Há filmes bons que são feitos com pouco orçamento. Imagina, por exemplo, se as equipas que trabalharam em A Herança ou Calipso tivessem dinheiro e tempo. E o que é feito dessas pessoas? Não sei. Se os adereços não existem ou se fazer de uma determinada forma sai caro, faço eu. Gosto do meu trabalho e gosto das coisas bem feitas. Portanto, não sei se o problema é sempre tempo, ou dinheiro, ou disponibilidade, ou aquela ideia de ninguém vai notar [uma coisa feita à pressa]. Alguém há de notar! [risos]

 

O que é que podes revelar sobre o teu próximo filme, Santanário?

Fiquei maldisposto depois de o escrever, posso revelar isso.
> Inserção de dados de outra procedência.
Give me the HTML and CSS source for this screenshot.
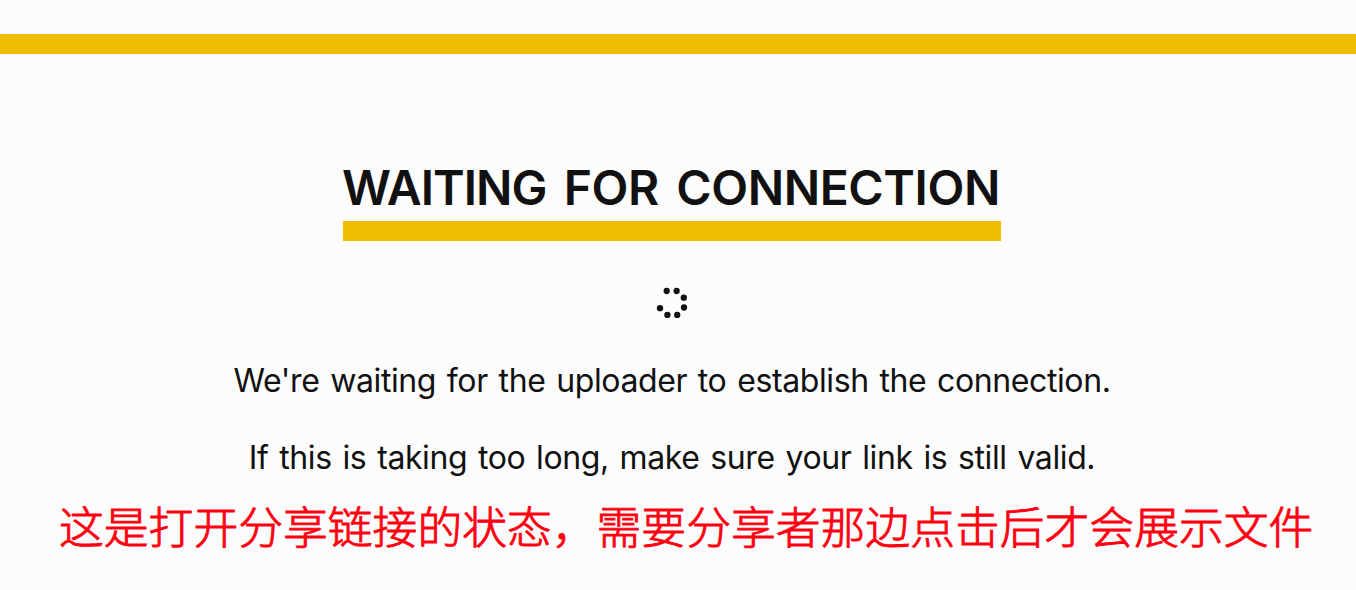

O filme passa-se no século XVII, fala sobre relações, fanatismo religioso, comportamento humano, da falta de informação. De como uma pessoa pode ser e desconhecer-se a ela própria, de como pode fazer coisas que nunca lhe passaram pela cabeça. Trabalho muito com a imagem, e é a imagem que tem de comunicar [a mensagem do filme], por isso este filme nem sequer tem falas, à exceção de uma espécie de monólogo, que é uma reza em latim.

 

Para terminarmos, que conselho darias a quem quiser trabalhar em direção de arte?

Eu sou fotógrafo de formação académica. Os cursos são bons, mas às vezes acho que se perde demasiado a fazer tudo by the book. Não tenho nada contra os cursos, mas acho que devem ser uma base. O único conselho que dou muitas vezes é «faz». Faz o melhor que conseguires, com brio e profissionalismo.